From a wood shop to a stone sculpting studio, Longboat Harbour gives its residents places to come together and create art.
Tucked inside Longboat Harbour is what some residents call “the best-kept secret.”
It’s a place for creative outlet that few complexes offer.
Inside the grounds of Longboat Harbour, there is a woodshop and art studio open to all residents.
The art studio houses spaces for wood carving, painting and stone sculpting, but it also houses a spot for neighbors to come together.
Donna Birnbaum, who oversees the art studio, had been creating her artwork at the Longboat Key Arts Center when she learned about Longboat Harbour’s hidden spot. At the time, Birnbaum was renting on the island but was looking for a more permanent spot. When she heard about Longboat Harbour’s art studio, she knew she had found her home.
“I think all art forms are a wonderful form of expression as well as writing and music, and you lose yourself in it,” Birnbaum said.
Birnbaum has been creating art for 50 years. She started out in oil painting, watercolor and charcoal. She got into sculpting in the 1970s, and now she creates sculptures just steps from home.
The environment of the art, wood and stone studio is simple according to Birnbaum.
“It’s just a bunch of people that like to do art and get together,” she said.
And the people who use the art studio become each other’s supporters and critics.
“When you’re into art, to say you have to learn how to sculpt is kind of a misunderstanding because you have to get to learn the tools and see what the materials do, so even if you’re painting, you can’t teach somebody how to make a brush stroke,” she said. “They have to do that on their own and learn, but we critique each other and help each other out.”
On another side of the art studio is a room for wood carving.
Jim Vinci started wood carving in 2003. He lives on a lake in Wisconsin for part of the year, and a neighbor there asked him to go to a wood-carving shop. He’s found that the studio offers almost everything a beginning woodcarver would need.
Vinci estimates he’s made 300 pieces in the last 15 years. He makes various items ranging from letter openers to duck heads made out of golf clubs.
“A lot of people aren’t familiar with basic wood carving, especially retired people who are looking for something else to do,” he said.
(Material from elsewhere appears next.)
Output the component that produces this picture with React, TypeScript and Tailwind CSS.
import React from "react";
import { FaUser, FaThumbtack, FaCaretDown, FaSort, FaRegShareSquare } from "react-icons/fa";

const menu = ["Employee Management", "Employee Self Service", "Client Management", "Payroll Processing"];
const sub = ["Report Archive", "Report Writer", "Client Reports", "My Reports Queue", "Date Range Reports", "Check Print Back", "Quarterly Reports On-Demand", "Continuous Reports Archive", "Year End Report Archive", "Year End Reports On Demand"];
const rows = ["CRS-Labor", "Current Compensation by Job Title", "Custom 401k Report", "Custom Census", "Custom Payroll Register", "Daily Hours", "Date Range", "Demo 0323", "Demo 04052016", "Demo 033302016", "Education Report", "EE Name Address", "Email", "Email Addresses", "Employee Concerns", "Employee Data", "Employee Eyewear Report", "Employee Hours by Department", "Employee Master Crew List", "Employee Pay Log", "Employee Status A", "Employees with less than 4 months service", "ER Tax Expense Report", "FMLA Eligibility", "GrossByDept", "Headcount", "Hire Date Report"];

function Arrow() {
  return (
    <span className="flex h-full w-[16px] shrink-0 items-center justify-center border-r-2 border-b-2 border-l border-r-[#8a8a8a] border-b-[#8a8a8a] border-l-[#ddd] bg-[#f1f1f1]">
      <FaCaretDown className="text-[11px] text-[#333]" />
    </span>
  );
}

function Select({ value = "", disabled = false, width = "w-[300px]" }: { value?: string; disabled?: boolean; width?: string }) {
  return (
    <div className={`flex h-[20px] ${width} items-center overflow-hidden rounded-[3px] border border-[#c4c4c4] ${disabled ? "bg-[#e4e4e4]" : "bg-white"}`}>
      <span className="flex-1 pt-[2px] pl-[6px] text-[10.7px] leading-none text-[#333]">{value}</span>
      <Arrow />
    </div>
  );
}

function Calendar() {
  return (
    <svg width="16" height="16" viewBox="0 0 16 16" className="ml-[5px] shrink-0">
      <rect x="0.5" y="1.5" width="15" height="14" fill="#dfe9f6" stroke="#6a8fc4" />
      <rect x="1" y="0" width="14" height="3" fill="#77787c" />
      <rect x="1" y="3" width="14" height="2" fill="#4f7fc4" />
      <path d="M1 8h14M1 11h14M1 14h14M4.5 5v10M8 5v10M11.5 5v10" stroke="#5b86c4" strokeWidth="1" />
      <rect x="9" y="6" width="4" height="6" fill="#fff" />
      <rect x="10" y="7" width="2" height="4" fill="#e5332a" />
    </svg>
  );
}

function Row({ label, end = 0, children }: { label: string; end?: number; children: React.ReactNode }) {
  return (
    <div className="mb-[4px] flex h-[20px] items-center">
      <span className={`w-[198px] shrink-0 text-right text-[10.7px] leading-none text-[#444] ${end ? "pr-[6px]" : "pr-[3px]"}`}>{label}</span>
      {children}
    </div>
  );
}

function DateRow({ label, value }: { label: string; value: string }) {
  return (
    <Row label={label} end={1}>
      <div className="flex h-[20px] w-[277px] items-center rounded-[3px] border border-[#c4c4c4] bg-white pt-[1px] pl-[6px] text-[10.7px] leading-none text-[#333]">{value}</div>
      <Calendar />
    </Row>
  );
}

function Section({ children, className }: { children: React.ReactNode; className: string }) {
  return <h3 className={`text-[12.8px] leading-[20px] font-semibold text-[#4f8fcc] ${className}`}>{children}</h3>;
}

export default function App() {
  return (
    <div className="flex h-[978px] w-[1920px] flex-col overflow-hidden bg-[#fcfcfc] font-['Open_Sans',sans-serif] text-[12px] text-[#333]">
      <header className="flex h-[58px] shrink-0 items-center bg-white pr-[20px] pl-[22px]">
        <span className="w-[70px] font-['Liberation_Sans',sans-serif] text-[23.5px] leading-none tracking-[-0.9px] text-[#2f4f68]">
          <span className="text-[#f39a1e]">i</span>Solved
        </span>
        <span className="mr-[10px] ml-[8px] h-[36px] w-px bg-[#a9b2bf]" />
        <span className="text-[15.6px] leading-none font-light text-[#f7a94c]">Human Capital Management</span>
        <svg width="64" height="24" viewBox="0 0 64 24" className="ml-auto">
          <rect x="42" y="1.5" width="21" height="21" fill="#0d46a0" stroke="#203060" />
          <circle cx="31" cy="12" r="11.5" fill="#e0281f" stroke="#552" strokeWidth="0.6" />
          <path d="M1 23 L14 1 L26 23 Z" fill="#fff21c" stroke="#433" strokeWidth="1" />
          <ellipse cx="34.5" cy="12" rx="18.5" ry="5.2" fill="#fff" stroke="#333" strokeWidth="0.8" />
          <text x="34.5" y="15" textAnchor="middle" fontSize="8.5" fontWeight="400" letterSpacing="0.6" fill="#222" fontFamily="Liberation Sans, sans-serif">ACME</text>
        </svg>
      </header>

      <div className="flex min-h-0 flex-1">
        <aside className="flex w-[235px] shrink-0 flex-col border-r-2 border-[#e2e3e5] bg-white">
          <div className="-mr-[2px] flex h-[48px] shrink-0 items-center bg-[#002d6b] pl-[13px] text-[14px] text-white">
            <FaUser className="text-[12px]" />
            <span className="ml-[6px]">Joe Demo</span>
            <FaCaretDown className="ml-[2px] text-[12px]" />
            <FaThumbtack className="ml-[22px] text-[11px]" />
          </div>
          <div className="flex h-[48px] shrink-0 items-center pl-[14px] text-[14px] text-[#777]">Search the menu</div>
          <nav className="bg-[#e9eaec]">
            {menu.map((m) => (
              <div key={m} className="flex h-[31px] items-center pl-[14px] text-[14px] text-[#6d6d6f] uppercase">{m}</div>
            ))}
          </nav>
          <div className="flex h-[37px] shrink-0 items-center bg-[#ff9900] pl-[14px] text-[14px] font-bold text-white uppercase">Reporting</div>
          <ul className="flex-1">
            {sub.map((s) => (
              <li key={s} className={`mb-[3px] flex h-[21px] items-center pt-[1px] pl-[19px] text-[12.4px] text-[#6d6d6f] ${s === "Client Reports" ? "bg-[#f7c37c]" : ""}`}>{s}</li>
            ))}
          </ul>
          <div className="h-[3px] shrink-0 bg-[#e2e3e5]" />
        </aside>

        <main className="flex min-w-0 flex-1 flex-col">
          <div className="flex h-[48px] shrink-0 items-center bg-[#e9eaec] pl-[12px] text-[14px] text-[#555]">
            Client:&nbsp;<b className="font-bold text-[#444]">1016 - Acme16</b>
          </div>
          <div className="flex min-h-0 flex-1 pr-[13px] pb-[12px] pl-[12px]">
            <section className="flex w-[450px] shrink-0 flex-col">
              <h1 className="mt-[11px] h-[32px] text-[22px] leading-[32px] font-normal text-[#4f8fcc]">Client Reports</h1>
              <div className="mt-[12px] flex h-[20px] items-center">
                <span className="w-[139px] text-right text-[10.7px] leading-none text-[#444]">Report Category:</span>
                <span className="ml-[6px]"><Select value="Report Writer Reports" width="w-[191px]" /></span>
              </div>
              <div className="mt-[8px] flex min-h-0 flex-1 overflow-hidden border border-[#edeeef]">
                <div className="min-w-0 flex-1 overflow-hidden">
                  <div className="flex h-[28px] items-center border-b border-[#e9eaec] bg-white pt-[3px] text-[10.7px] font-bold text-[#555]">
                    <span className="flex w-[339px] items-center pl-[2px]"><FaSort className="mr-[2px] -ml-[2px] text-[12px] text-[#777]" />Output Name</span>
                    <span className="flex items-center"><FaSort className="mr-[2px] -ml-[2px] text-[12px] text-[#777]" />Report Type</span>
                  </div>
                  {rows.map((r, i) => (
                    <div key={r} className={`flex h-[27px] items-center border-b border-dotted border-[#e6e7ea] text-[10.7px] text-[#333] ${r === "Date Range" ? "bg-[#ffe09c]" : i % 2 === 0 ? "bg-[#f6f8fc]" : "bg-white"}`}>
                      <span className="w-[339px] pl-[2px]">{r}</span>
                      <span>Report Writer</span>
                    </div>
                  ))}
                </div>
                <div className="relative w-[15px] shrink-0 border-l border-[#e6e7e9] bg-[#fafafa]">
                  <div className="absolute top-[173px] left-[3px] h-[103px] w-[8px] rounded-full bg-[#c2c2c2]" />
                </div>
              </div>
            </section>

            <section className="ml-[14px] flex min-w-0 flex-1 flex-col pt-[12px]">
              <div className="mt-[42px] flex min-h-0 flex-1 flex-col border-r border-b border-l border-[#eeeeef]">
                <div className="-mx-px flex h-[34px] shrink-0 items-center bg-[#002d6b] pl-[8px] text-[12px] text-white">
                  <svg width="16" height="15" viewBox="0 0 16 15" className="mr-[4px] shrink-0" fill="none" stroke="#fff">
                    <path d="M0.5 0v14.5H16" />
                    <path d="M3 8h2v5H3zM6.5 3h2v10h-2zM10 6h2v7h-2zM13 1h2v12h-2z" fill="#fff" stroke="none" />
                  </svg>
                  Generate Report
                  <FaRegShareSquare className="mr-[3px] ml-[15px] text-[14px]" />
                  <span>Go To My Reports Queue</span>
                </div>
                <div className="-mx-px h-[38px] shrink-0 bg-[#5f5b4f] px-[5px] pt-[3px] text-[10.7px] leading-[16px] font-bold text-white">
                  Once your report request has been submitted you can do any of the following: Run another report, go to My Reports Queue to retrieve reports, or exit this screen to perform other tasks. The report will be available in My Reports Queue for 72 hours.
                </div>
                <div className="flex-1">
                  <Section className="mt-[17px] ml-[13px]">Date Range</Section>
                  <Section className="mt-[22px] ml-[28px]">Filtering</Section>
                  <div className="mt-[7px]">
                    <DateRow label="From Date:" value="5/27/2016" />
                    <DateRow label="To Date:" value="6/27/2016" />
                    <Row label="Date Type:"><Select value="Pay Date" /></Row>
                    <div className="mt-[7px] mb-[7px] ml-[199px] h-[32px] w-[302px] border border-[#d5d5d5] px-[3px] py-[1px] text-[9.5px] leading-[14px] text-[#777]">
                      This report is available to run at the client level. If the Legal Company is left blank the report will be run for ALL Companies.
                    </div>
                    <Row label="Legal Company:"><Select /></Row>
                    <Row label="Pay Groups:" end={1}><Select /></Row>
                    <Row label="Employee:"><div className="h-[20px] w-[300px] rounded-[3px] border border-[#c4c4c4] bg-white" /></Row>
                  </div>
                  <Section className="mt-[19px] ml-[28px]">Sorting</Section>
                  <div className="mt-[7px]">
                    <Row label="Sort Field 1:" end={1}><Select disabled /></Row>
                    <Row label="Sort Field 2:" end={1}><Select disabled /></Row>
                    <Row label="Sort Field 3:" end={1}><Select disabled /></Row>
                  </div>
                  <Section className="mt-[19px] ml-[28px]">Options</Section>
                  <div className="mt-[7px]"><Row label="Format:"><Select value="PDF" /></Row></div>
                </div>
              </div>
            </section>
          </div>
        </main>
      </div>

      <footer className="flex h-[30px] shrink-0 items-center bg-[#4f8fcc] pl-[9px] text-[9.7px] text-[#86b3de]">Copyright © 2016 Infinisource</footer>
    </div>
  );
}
But the studio helps bridge that gap. Vinci said he’s shown some neighbors how to create.
“It’s unbelievable what you can do if you take your time,” he said.
And for those looking to work on bigger wood projects, such as picnic tables or shelves, Longboat Harbour also houses a woodshop on the lowest level of its leasing office space.
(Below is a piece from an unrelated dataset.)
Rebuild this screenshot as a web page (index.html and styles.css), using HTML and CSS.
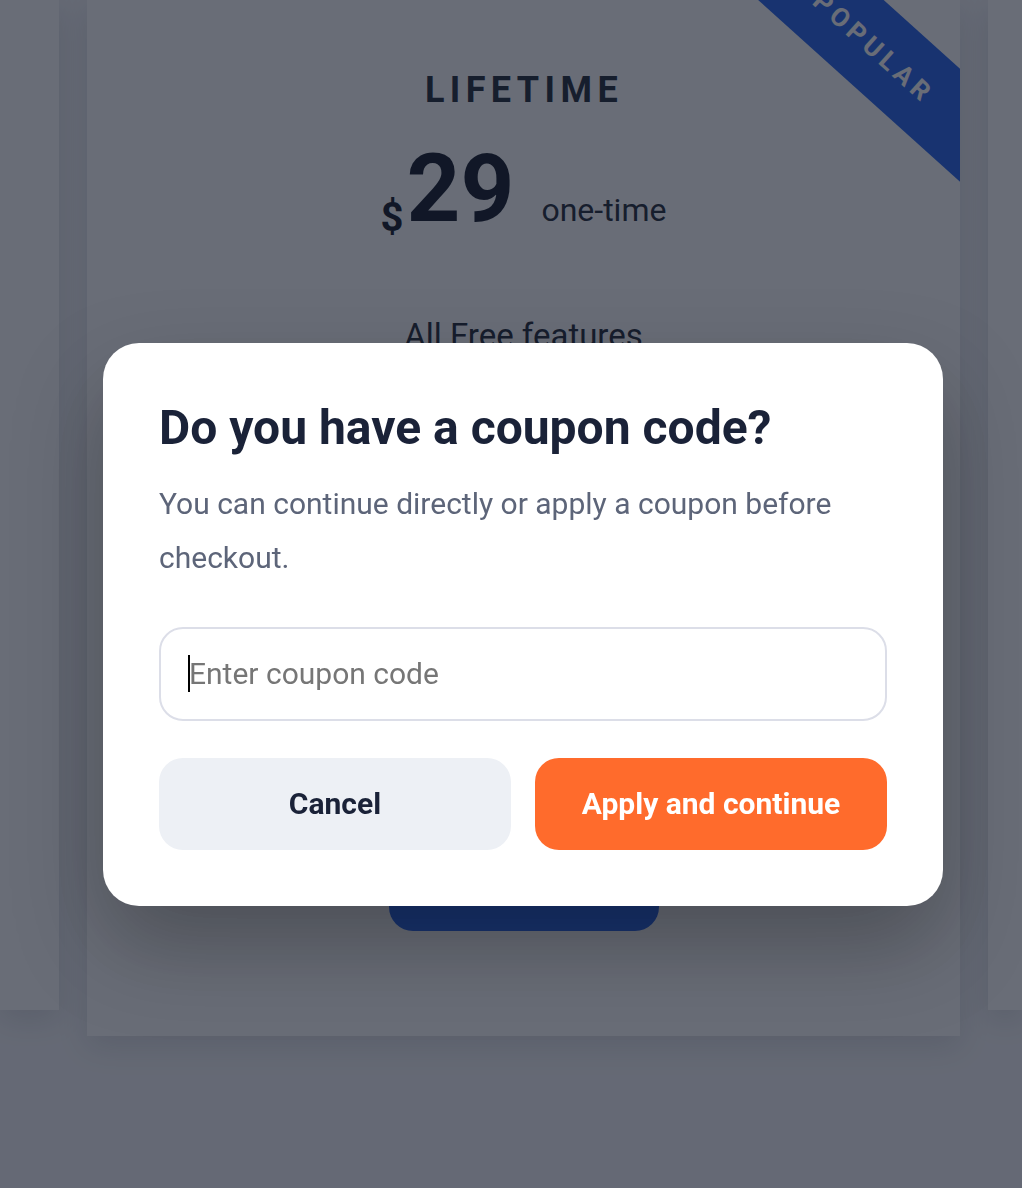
FILE: index.html
```html
<!DOCTYPE html>
<html lang="en">
<head>
<meta charset="utf-8">
<title>Pricing – coupon</title>
<link rel="stylesheet" href="styles.css">
</head>
<body>
<main class="pricing">
  <div class="card side"></div>
  <section class="card featured">
    <div class="ribbon">POPULAR</div>
    <h2 class="plan">LIFETIME</h2>
    <div class="price">
      <span class="cur">$</span><span class="amt">29</span><span class="per">one-time</span>
    </div>
    <ul class="features">
      <li>All Free features</li>
      <li>Unlimited projects</li>
      <li>Priority support</li>
      <li>Lifetime updates</li>
      <li>Export to all formats</li>
    </ul>
    <button class="buy" type="button">Get Lifetime</button>
  </section>
  <div class="card side"></div>
</main>

<div class="backdrop">
  <div class="modal" role="dialog" aria-labelledby="coupon-title">
    <h1 id="coupon-title" class="modal-title">Do you have a coupon code?</h1>
    <p class="modal-text">You can continue directly or apply a coupon before checkout.</p>
    <div class="field">
      <input class="coupon-input" type="text" placeholder="Enter coupon code" autofocus>
      <span class="caret" aria-hidden="true"></span>
    </div>
    <div class="actions">
      <button class="btn btn-cancel" type="button">Cancel</button>
      <button class="btn btn-apply" type="button">Apply and continue</button>
    </div>
  </div>
</div>
</body>
</html>
```

FILE: styles.css
```css
* { box-sizing: border-box; }

html, body {
  margin: 0;
  height: 100%;
  overflow: hidden;
}

body {
  background: #f4f5f8;
  font-family: Roboto, "Liberation Sans", Arial, sans-serif;
  color: #111827;
}

.pricing {
  display: grid;
  grid-template-columns: 59px 873px 1fr;
  column-gap: 28px;
  align-items: start;
}

.card {
  background: #ffffff;
  box-shadow: 0 10px 30px rgba(15, 23, 42, 0.12);
}

.side {
  height: 1010px;
}

.featured {
  position: relative;
  overflow: hidden;
  height: 1036px;
  display: flex;
  flex-direction: column;
  align-items: center;
  padding-top: 68px;
  padding-bottom: 105px;
}

.ribbon {
  position: absolute;
  left: 605px;
  top: 4px;
  width: 360px;
  height: 84px;
  background: #2563eb;
  color: #ffffff;
  transform: rotate(42deg);
  display: flex;
  align-items: center;
  justify-content: center;
  font-weight: 700;
  font-size: 26px;
  letter-spacing: 5px;
  padding-left: 5px;
}

.plan {
  margin: 0;
  font-size: 36px;
  font-weight: 700;
  letter-spacing: 5.4px;
  padding-left: 1px;
  color: #1f2937;
  line-height: 44px;
}

.price {
  display: flex;
  align-items: baseline;
  margin-top: 30px;
  color: #111827;
}

.cur {
  font-size: 40px;
  font-weight: 700;
  position: relative;
  top: 10px;
}

.amt {
  font-size: 94px;
  font-weight: 700;
  line-height: 1;
  margin-left: 3px;
}

.per {
  font-size: 32px;
  color: #1f2937;
  margin-left: 27px;
}

.features {
  list-style: none;
  margin: 70px 0 0;
  padding: 0;
  text-align: center;
  font-size: 33px;
  line-height: 60px;
  color: #1f2937;
}

.buy {
  margin-top: auto;
  width: 270px;
  height: 80px;
  border: 0;
  border-radius: 24px;
  background: #2563eb;
  color: #ffffff;
  font: 700 26px Roboto, sans-serif;
}

.backdrop {
  position: fixed;
  inset: 0;
  background: rgba(17, 24, 39, 0.63);
  display: flex;
  align-items: flex-start;
  justify-content: flex-start;
  padding: 343px 0 0 103px;
}

.modal {
  width: 840px;
  background: #ffffff;
  border-radius: 36px;
  padding: 56px;
  box-shadow: 0 40px 90px rgba(0, 0, 0, 0.28);
}

.modal-title {
  margin: 0;
  font-size: 48px;
  font-weight: 700;
  line-height: 1.2;
  color: #1a2238;
}

.modal-text {
  margin: 20px 0 0;
  font-size: 30px;
  line-height: 54px;
  color: #5d6579;
}

.field {
  position: relative;
  margin-top: 42px;
}

.coupon-input {
  display: block;
  width: 100%;
  height: 94px;
  padding: 0 28px;
  border: 2px solid #dcdee8;
  border-radius: 24px;
  font: 400 30px Roboto, sans-serif;
  color: #1a2238;
  outline: none;
  caret-color: transparent;
}

.coupon-input::placeholder {
  color: #767676;
}

.caret {
  position: absolute;
  left: 29px;
  top: 28px;
  width: 2px;
  height: 37px;
  background: #000000;
}

.actions {
  display: grid;
  grid-template-columns: 1fr 1fr;
  gap: 24px;
  margin-top: 37px;
}

.btn {
  height: 92px;
  border: 0;
  border-radius: 24px;
  font: 700 30px Roboto, sans-serif;
}

.btn-cancel {
  background: #edf0f5;
  color: #1a2238;
}

.btn-apply {
  background: #ff6b2c;
  color: #ffffff;
}
```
John Shea organizes the schedule and tools of the wood shop. Recently, Shea and a few other residents banded together to make and replace all the picnic tables around the property. They also renovated some of the fishing piers and made chairs for each.
Shea said residents are welcome to bring their own tools to the wood shop, but it’s well-supplied for those who don’t have their own equipment.
“The quality of the machinery there is good, and it’s a good addition to the community here because of the availability of things that you normally wouldn’t have in your condo or anything like that,” Shea said. “It’s air conditioned. It’s a comfortable place to work.”
No matter the tool or trade, the studios offer a convenient spot for both working and socializing.
“This happens to be a very, very friendly group,” Birnbaum said. “Maybe it’s because we’re all neighbors.”